In the nozzle plate 3 according to this embodiment, sprayed fuel generated by being injected from the center orifice 114 formed at the center of the bottom wall portion 11 is added to sprayed fuel generated by being injected from orifices 8 formed on the bottom wall portion 11 in four places. Accordingly, a peripheral spray fuel is sucked to a center sprayed fuel and, at the same time, a larger amount of momentum in the swirling direction is imparted to air swirled by a plurality of blades 100 by fine particles of fuel in the spray and hence, a stronger spiral air flow is formed.

The nozzle plate 3 according to this embodiment is also applicable to the nozzle plate 3 according to the seventh embodiment, and can acquire substantially the same advantageous effects as the nozzle plate 3 according to the seventh embodiment. Further, the shape of the center orifice 114 is not limited to the shape employed by this embodiment, and the shapes of the orifices employed by the above-mentioned other embodiments are also applicable.

Other Embodiment

In the nozzle plates 3 according to the above-mentioned seventh and eighth embodiments, the mode where the nozzle holes 7 are formed in four places, and the number of the blades 100 is set to the number twice as large as the number of the nozzle holes 7 (eight) is exemplified. However, the configuration of the nozzle plates 3 is not limited to the above, and the nozzle holes 7 may be formed in a plurality of (two or more) places, and the number of the blades 100 may be set to the number twice as large as the number of the nozzle holes 7. In the nozzle plates 33 according to the above-mentioned seventh and eighth embodiments, the number of the blade grooves 102 formed is set to a value twice as large as the number of the nozzle holes 7. However, the number of the blade grooves 102 formed is not limited to the above, and may be set equal to the number of the nozzle holes 7. In the nozzle plates 3 according to the above-mentioned seventh and eighth embodiments, the number of the blade grooves 102 is set to the number which is twice as large as the number of the nozzle holes 7. However, the number of the blade grooves 102 is not limited to the above, and may be set to any multiples of the number of the nozzle holes 7.

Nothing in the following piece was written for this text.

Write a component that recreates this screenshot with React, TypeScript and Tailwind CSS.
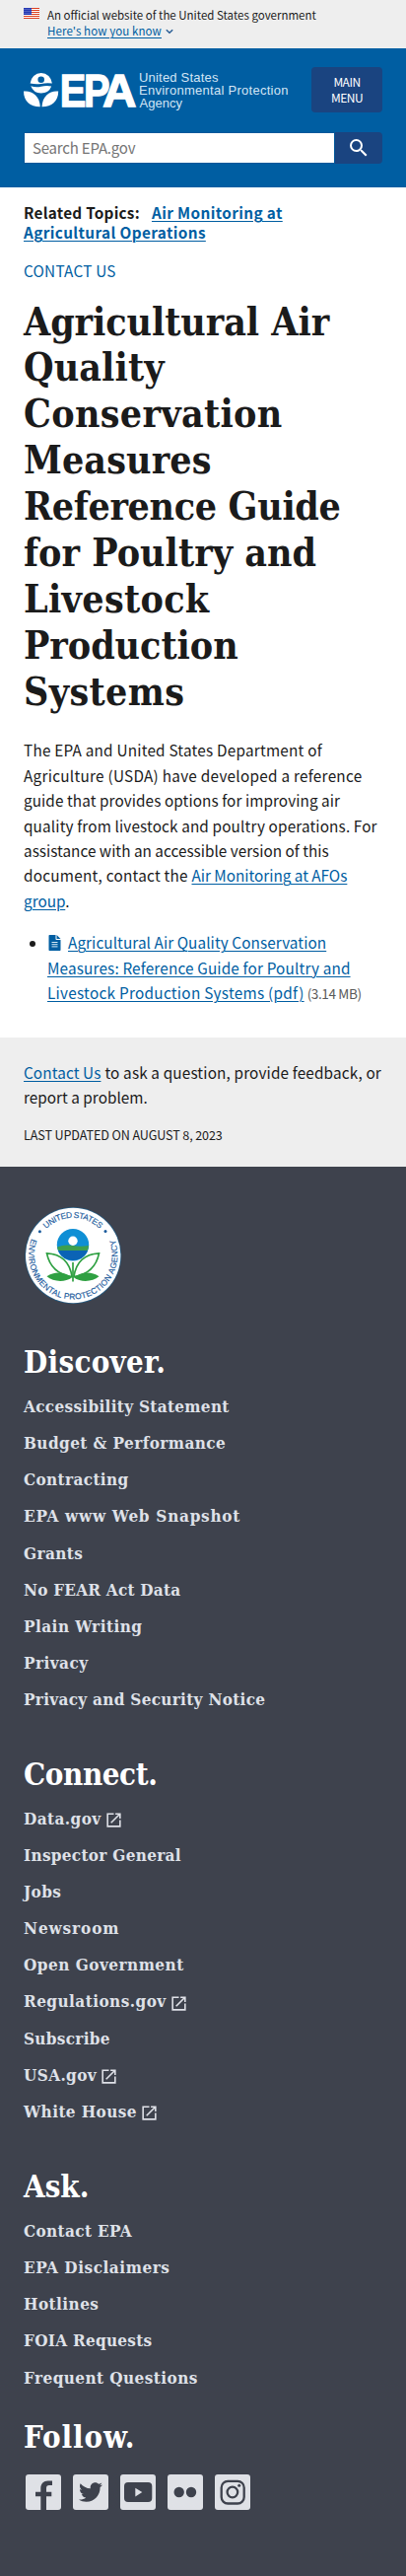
import type { ReactNode } from "react";
import { FaTwitter } from "react-icons/fa";

const link = "text-[#005ea2] underline decoration-1 underline-offset-[2px]";

function FlagIcon() {
  return (
    <svg width="16" height="11" viewBox="0 0 16 11" className="mt-px shrink-0">
      <rect width="16" height="11" fill="#fff" />
      {[0, 2, 4, 6, 8, 10].map((y) => (
        <rect key={y} y={y} width="16" height="1" fill="#db3e1f" />
      ))}
      <rect width="8" height="7" fill="#1e33b1" />
      {[1, 3, 5].map((y) =>
        [1, 3, 5, 7].map((x) => <circle key={`${x}-${y}`} cx={x} cy={y + 0.2} r="0.45" fill="#fff" />),
      )}
    </svg>
  );
}

function EpaLogo() {
  return (
    <svg width="270" height="41" viewBox="0 0 270 41" fill="#fff" className="mt-[4px] shrink-0 overflow-visible font-['Liberation_Sans',sans-serif]">
      <path d="M6.6 12.6a11.2 11.8 0 0 1 22.3 0q-5.600-.8-11.200.4q-5.500.8-11.100-.4z" />
      <circle cx="17.7" cy="8.700" r="3.300" fill="#005ea2" />
      <path d="M7.300 15.300q5 1.800 10.400.5q5.300-1.300 10.500-.3q-2.700 7-10.500 7.100q-7.700-.2-10.400-7.300z" />
      <path d="M0 20.500C8 19.500 16.300 24.500 16.800 36.300C7 36.500 0 31 0 20.500z" />
      <path d="M35.200 20.500C27.200 19.500 19 24.500 18.500 36.300C28 36.500 35.200 31 35.200 20.500z" />
      <g fontWeight="700" fontSize="47" stroke="#fff" strokeWidth="1.300">
        <text x="36.700" y="35.500" textLength="26.500" lengthAdjust="spacingAndGlyphs">E</text>
        <text x="61" y="35.500" textLength="26.500" lengthAdjust="spacingAndGlyphs">P</text>
        <text x="80" y="35.500" textLength="34.500" lengthAdjust="spacingAndGlyphs">A</text>
      </g>
      <g fontSize="13" fill="#d3e5f5">
        <text x="117" y="11" textLength="80.500">United States</text>
        <text x="117" y="23.800" textLength="151.500">Environmental Protection</text>
        <text x="117.500" y="36.700" textLength="43.500">Agency</text>
      </g>
    </svg>
  );
}

function FileIcon() {
  return (
    <svg width="13" height="16" viewBox="0 0 12 16" className="mr-[7px] ml-[1px] inline-block align-[-2px]">
      <path fill="#005ea2" d="M.700 0H7v4.300c0 .4.300.7.700.7H12v10.300c0 .4-.300.7-.700.7H.7a.7.7 0 0 1-.7-.7V.7C0 .3.300 0 .700 0zM8 0l4 4H8z" />
      <path stroke="#d6e8f6" strokeWidth="1" d="M3 7.500h6M3 9.700h6M3 11.900h6" />
    </svg>
  );
}

function ExternalIcon() {
  return (
    <svg width="19" height="19" viewBox="0 0 24 24" fill="currentColor" className="mt-[2px] ml-[3px]">
      <path d="M19 19H5V5h7V3H3v18h18v-9h-2v7zM14 3v2h3.590l-9.830 9.830 1.410 1.410L19 6.410V10h2V3h-7z" />
    </svg>
  );
}

function EpaSeal() {
  return (
    <svg width="100" height="100" viewBox="0 0 100 100" className="block font-['Liberation_Sans',sans-serif]">
      <defs>
        <path id="seal-top" d="M11.800 50a38.200 38.200 0 0 1 76.400 0" />
        <path id="seal-bottom" d="M8.700 31.800A45.100 45.100 0 1 0 91.700 31.800" />
      </defs>
      <circle cx="50.200" cy="50" r="49" fill="#25597f" />
      <circle cx="50.200" cy="50" r="48.200" fill="#fff" />
      <g fill="#1a5a9c" fontSize="8.400" stroke="#1a5a9c" strokeWidth="0.150">
        <text textAnchor="middle"><textPath href="#seal-top" startOffset="50%" textLength="60">UNITED STATES</textPath></text>
        <text><textPath href="#seal-bottom" startOffset="1.500" textLength="174">ENVIRONMENTAL PROTECTION AGENCY</textPath></text>
      </g>
      <circle cx="16.400" cy="25.700" r="1.500" fill="#1a5a9c" />
      <circle cx="83" cy="25.400" r="1.500" fill="#1a5a9c" />
      <circle cx="50" cy="39.300" r="16.200" fill="#0f8fd5" />
      <path d="M34 41.500q8-3 16-1.500t16 0a16.200 16.200 0 0 1-1.300 5H35.200a16 16 0 0 1-1.200-3.500z" fill="#3d9f4f" />
      <path d="M35 45h30a16.200 16.200 0 0 1-30 0z" fill="#0b63b5" />
      <circle cx="50" cy="35.300" r="4.700" fill="#fff" />
      <g stroke="#2fa042" strokeWidth="1.700" fill="none">
        <path d="M50 57v19.500" />
        <path d="M49 71.500C47 57 38 48.500 23.500 47.800C26 60 33 69 49 71.500z" />
        <path d="M51 71.500C53 57 62 48.500 76.500 47.800C74 60 67 69 51 71.500z" />
      </g>
      <path d="M23.500 71.300C32 65.500 42 67 49 72.500C42 77.500 30 77 23.500 71.300zM76.500 71.300C68 65.500 58 67 51 72.500C58 77.500 70 77 76.500 71.300z" fill="#2fa042" />
    </svg>
  );
}

function Social({ children }: { children: ReactNode }) {
  return (
    <a href="#" className="flex size-9 items-center justify-center overflow-hidden rounded-[3px] bg-[#dfe1e6] text-[#3e424d]">
      {children}
    </a>
  );
}

function Line({ className = "", children }: { className?: string; children: ReactNode }) {
  return <span className={`block whitespace-nowrap ${className}`}>{children}</span>;
}

type Item = { label: string; track: string; external?: boolean };

const discover: Item[] = [
  { label: "Accessibility Statement", track: "tracking-[0.31px]" },
  { label: "Budget & Performance", track: "tracking-[0.43px]" },
  { label: "Contracting", track: "tracking-[0.37px]" },
  { label: "EPA www Web Snapshot", track: "tracking-[0.74px]" },
  { label: "Grants", track: "tracking-[0.4px]" },
  { label: "No FEAR Act Data", track: "tracking-[0.24px]" },
  { label: "Plain Writing", track: "tracking-[0.46px]" },
  { label: "Privacy", track: "tracking-[0.45px]" },
  { label: "Privacy and Security Notice", track: "tracking-[0.3px]" },
];

const connect: Item[] = [
  { label: "Data.gov", track: "tracking-[0.42px]", external: true },
  { label: "Inspector General", track: "tracking-[0.31px]" },
  { label: "Jobs", track: "tracking-[0.35px]" },
  { label: "Newsroom", track: "tracking-[0.9px]" },
  { label: "Open Government", track: "tracking-[0.49px]" },
  { label: "Regulations.gov", track: "tracking-[0.45px]", external: true },
  { label: "Subscribe", track: "tracking-[0.3px]" },
  { label: "USA.gov", track: "tracking-[0.38px]", external: true },
  { label: "White House", track: "tracking-[0.42px]", external: true },
];

const ask: Item[] = [
  { label: "Contact EPA", track: "tracking-[0.36px]" },
  { label: "EPA Disclaimers", track: "tracking-[0.55px]" },
  { label: "Hotlines", track: "tracking-[0.45px]" },
  { label: "FOIA Requests", track: "tracking-[0.28px]" },
  { label: "Frequent Questions", track: "tracking-[0.43px]" },
];

function FooterMenu({ title, track, items, className }: { title: string; track: string; items: Item[]; className: string }) {
  return (
    <section className={className}>
      <h2 className={`text-[31px] leading-[40px] font-bold text-white ${track}`}>{title}</h2>
      <ul className="mt-[7px]">
        {items.map((it) => (
          <li key={it.label} className="flex h-[37.15px] items-center text-[17px] leading-[37.15px] font-bold text-[#dfe1e8]">
            <a href="#" className={it.track}>{it.label}</a>
            {it.external && <ExternalIcon />}
          </li>
        ))}
      </ul>
    </section>
  );
}

export default function App() {
  return (
    <div className="w-[412px] bg-white font-['Noto_Sans_CJK_SC',sans-serif] text-[15.3px] text-[#1b1b1b]">
      <div className="flex h-[49px] gap-2 bg-[#eeeeee] px-6 pt-[7px] text-[11.5px] leading-4">
        <FlagIcon />
        <div>
          <Line>An official website of the United States government</Line>
          <div className="flex items-center">
            <a href="#" className={`${link} whitespace-nowrap tracking-[0.1px]`}>Here's how you know</a>
            <svg width="8" height="6" viewBox="0 0 8 6" className="mt-[2px] ml-[4px]" fill="none" stroke="#2b5f96" strokeWidth="1.500">
              <path d="M.800 1.200L4 4.200L7.200 1.200" />
            </svg>
          </div>
        </div>
      </div>

      <header className="h-[141px] bg-[#005ea2] px-6 pt-[19px]">
        <div className="flex justify-between">
          <EpaLogo />
          <button className="h-[46px] w-[72px] rounded-[4px] bg-[#1a4480] text-center text-[12px] leading-4 tracking-[-0.5px] text-white">
            MAIN
            <br />
            MENU
          </button>
        </div>
        <div className="mt-5 flex h-8">
          <div className="flex flex-1 items-center border border-[#00589a] bg-white px-2 text-[15px] tracking-[-0.2px] text-[#757575]">
            Search EPA.gov
          </div>
          <button className="flex w-12 items-center justify-center rounded-r-[4px] bg-[#1a4480]">
            <svg width="24" height="24" viewBox="0 0 24 24" fill="#fff">
              <path d="M15.500 14h-.790l-.280-.270A6.471 6.471 0 0 0 16 9.500 6.500 6.500 0 1 0 9.500 16c1.610 0 3.090-.590 4.230-1.570l.270.280v.790l5 4.990L20.490 19l-4.990-5zm-6 0C7.010 14 5 11.990 5 9.500S7.010 5 9.500 5 14 7.010 14 9.500 11.990 14 9.500 14z" />
            </svg>
          </button>
        </div>
      </header>

      <main className="h-[862px] px-6 pt-[15px]">
        <div className="leading-5 font-bold">
          <Line>
            <span className="mr-[12px] tracking-[0.26px]">Related Topics:</span>
            <a href="#" className={`${link} tracking-[0.38px]`}>Air Monitoring at</a>
          </Line>
          <Line>
            <a href="#" className={`${link} tracking-[0.38px]`}>Agricultural Operations</a>
          </Line>
        </div>
        <a href="#" className="mt-[17px] block leading-6 tracking-[0.24px] text-[#005ea2]">CONTACT US</a>
        <h1 className="mt-[16.5px] font-['DejaVu_Serif_Condensed','DejaVu_Serif',serif] text-[39px] leading-[46.87px] font-bold">
          <Line className="tracking-[-0.08px]">Agricultural Air</Line>
          <Line className="tracking-[0.1px]">Quality</Line>
          <Line className="tracking-[0.3px]">Conservation</Line>
          <Line className="tracking-[0.1px]">Measures</Line>
          <Line className="tracking-[-0.35px]">Reference Guide</Line>
          <Line className="tracking-[0.02px]">for Poultry and</Line>
          <Line className="tracking-[0.3px]">Livestock</Line>
          <Line className="tracking-[-0.05px]">Production</Line>
          <Line className="tracking-[0.35px]">Systems</Line>
        </h1>
        <p className="mt-[24px] leading-[25.4px]">
          <Line className="tracking-[0.22px]">The EPA and United States Department of</Line>
          <Line className="tracking-[0.27px]">Agriculture (USDA) have developed a reference</Line>
          <Line className="tracking-[0.08px]">guide that provides options for improving air</Line>
          <Line className="tracking-[0.14px]">quality from livestock and poultry operations. For</Line>
          <Line className="tracking-[0.02px]">assistance with an accessible version of this</Line>
          <Line>
            <span className="tracking-[0.24px]">document, contact the </span>
            <a href="#" className={`${link} tracking-[-0.01px]`}>Air Monitoring at AFOs</a>
          </Line>
          <Line>
            <a href="#" className={link}>group</a>.
          </Line>
        </p>
        <div className="mt-[17px] flex leading-[25.4px]">
          <span className="mt-[11px] ml-[6px] size-[6px] shrink-0 rounded-full bg-[#1b1b1b]" />
          <div className="ml-[12px]">
            <Line>
              <FileIcon />
              <a href="#" className={`${link} tracking-[0.08px]`}>Agricultural Air Quality Conservation</a>
            </Line>
            <Line>
              <a href="#" className={`${link} tracking-[0.16px]`}>Measures: Reference Guide for Poultry and</a>
            </Line>
            <Line>
              <a href="#" className={`${link} mr-[3px] tracking-[0.28px]`}>Livestock Production Systems (pdf)</a>
              <span className="text-[13.6px] tracking-[-0.4px] text-[#5a5a5a]">(3.14 MB)</span>
            </Line>
          </div>
        </div>
      </main>

      <div className="h-[131px] bg-[#eeeeee] px-6 pt-[22.7px] leading-[25.4px]">
        <Line>
          <a href="#" className={`${link} mr-[4px] tracking-[0.11px]`}>Contact Us</a>
          <span className="tracking-[0.15px]">to ask a question, provide feedback, or</span>
        </Line>
        <Line className="tracking-[0.02px]">report a problem.</Line>
        <p className="mt-[15px] text-[12.6px] leading-5 tracking-[-0.12px]">LAST UPDATED ON AUGUST 8, 2023</p>
      </div>

      <footer className="h-[1429px] bg-[#3e424d] px-6 pt-10 font-['DejaVu_Serif_Condensed','DejaVu_Serif',serif]">
        <EpaSeal />
        <FooterMenu className="mt-[38px]" title="Discover." track="tracking-[0.3px]" items={discover} />
        <FooterMenu className="mt-[36.5px]" title="Connect." track="tracking-[-0.4px]" items={connect} />
        <FooterMenu className="mt-[37px]" title="Ask." track="tracking-[0px]" items={ask} />
        <h2 className="mt-[21.5px] text-[31px] leading-[40px] font-bold tracking-[0.9px] text-white">Follow.</h2>
        <div className="mt-[18px] ml-[2px] flex gap-3">
          <Social>
            <svg width="36" height="36" fill="currentColor">
              <path d="M15.300 36V22.300H10v-4.600h5.300v-3.400c0-5 3-7.800 7.300-7.800H27v4.600h-3c-2.200 0-3 1.100-3 3v3.600h5.300v4.600H21V36z" />
            </svg>
          </Social>
          <Social>
            <FaTwitter size={24} />
          </Social>
          <Social>
            <svg width="36" height="36" fill="currentColor">
              <rect x="4" y="8" width="28.300" height="20" rx="4" />
              <path d="M15.300 13.800v8.600l7-4.300z" fill="#dfe1e6" />
            </svg>
          </Social>
          <Social>
            <svg width="36" height="36" fill="currentColor">
              <circle cx="11.700" cy="18" r="5.200" />
              <circle cx="24" cy="18" r="5.200" />
            </svg>
          </Social>
          <Social>
            <svg width="36" height="36" fill="none" stroke="currentColor" strokeWidth="2.300">
              <rect x="6.700" y="6.900" width="23" height="22.600" rx="6.500" />
              <circle cx="17.900" cy="18" r="5.300" />
              <circle cx="24.700" cy="11.300" r="1.500" fill="currentColor" stroke="none" />
            </svg>
          </Social>
        </div>
      </footer>
    </div>
  );
}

Further, in the nozzle plates 3 according to the above-mentioned seventh and eighth embodiments, the shape of the orifices 8 and the shape of the blades 100 (a shape of the blades 100 twisted in the rightward direction) are decided such that a swirling flow in the counterclockwise direction is generated around the center axis 53 of the bottom wall portion 11. However, the present invention is not limited to the nozzle plates 3 according to these seventh and eighth embodiments, and the orifices 8 and the blades 100 (the shape of the blade 100 twisted in the leftward direction) may be formed into a shape such that a swirling flow in the clockwise direction is generated around the center axis 53 of the bottom wall portion 11.

In the nozzle plates 3 according to the above-mentioned seventh and eighth embodiments, a shape of the blade 100 as viewed in a plan view is an arcuate shape. However, the shape of the blade 100 is not limited to an arcuate shape, and the shape of the blade 100 as viewed in a plan view may be a straight linear shape.

The nozzle plates 3 according to the above-mentioned third to eighth embodiments are not limited to the case where the nozzle plates 3 are manufactured using a synthetic resin material by injection molding, and the nozzle plates 3 may be manufactured by a metal injection molding method.

REFERENCE SIGNS LIST

1: fuel injection device, 3: nozzle plate (nozzle plate for a fuel injection device), 4: fuel injection port, 7: nozzle hole, 8: orifice, 15: outlet-side opening portion, 16, 16′, 16″, 51, 65, 76: interference body, 16a: V-shaped interference body (interference body), 21, 54, 66, 77: circular outer edge portion (arcuate outer edge portion, outer edge portion), 22, 22′, 92: corner portion, 33, 33′: semicircular outer edge portion (arcuate outer edge portion, outer edge portion), 34, 86: straight outer edge portion (outer edge portion)

Claims

1. A nozzle plate to be mounted on a fuel injection port of a fuel injection device, the nozzle plate comprising:

a bottom wall portion having a nozzle hole through which a fuel injected from the fuel injection port passes, the nozzle hole having an outlet-side opening portion which is an opening of a fuel flow-out side of the nozzle hole; and

an interference body configured to partially close the outlet-side opening portion so that an orifice which throttles the flow of the fuel is formed by the outlet-side opening portion and the interference body;

wherein the interference body has an outer edge portion forming a part of an opening edge of the orifice, the interference body being shaped such that a first portion of the fuel passing through the nozzle hole is atomized by impinging on the interference body, and the interference body being further shaped such that the flow of the fuel is formed into a turbulent flow in which atomization of the fuel passing through the orifice in air is facilitated by sharply bending the flow of the first portion of the fuel passing through the nozzle hole to cause the flow of the first portion of the fuel to impinge on a second portion of the fuel flowing straightly through the nozzle hole and the orifice,

wherein a corner portion of the opening edge of the orifice formed by the outlet-side opening portion of the nozzle hole and the interference body is formed into a non-rounded sharpened shape so as to form an end portion of a liquid film of the fuel passing through the orifice into a sharpened shape by which the end portion of the liquid film of the fuel is atomized by friction between the end portion of the liquid film of the fuel and air,

wherein the interference body has a fuel impinging surface on which the first portion of the fuel passing through the nozzle hole impinges, and an inclined surface intersecting the fuel impinging surface at an acute angle, and

wherein the interference body and the nozzle hole are formed such that an air layer is formed between the fuel passing through the orifice and the inclined surface so as to facilitate entrapping of air into the fuel passing through the orifice.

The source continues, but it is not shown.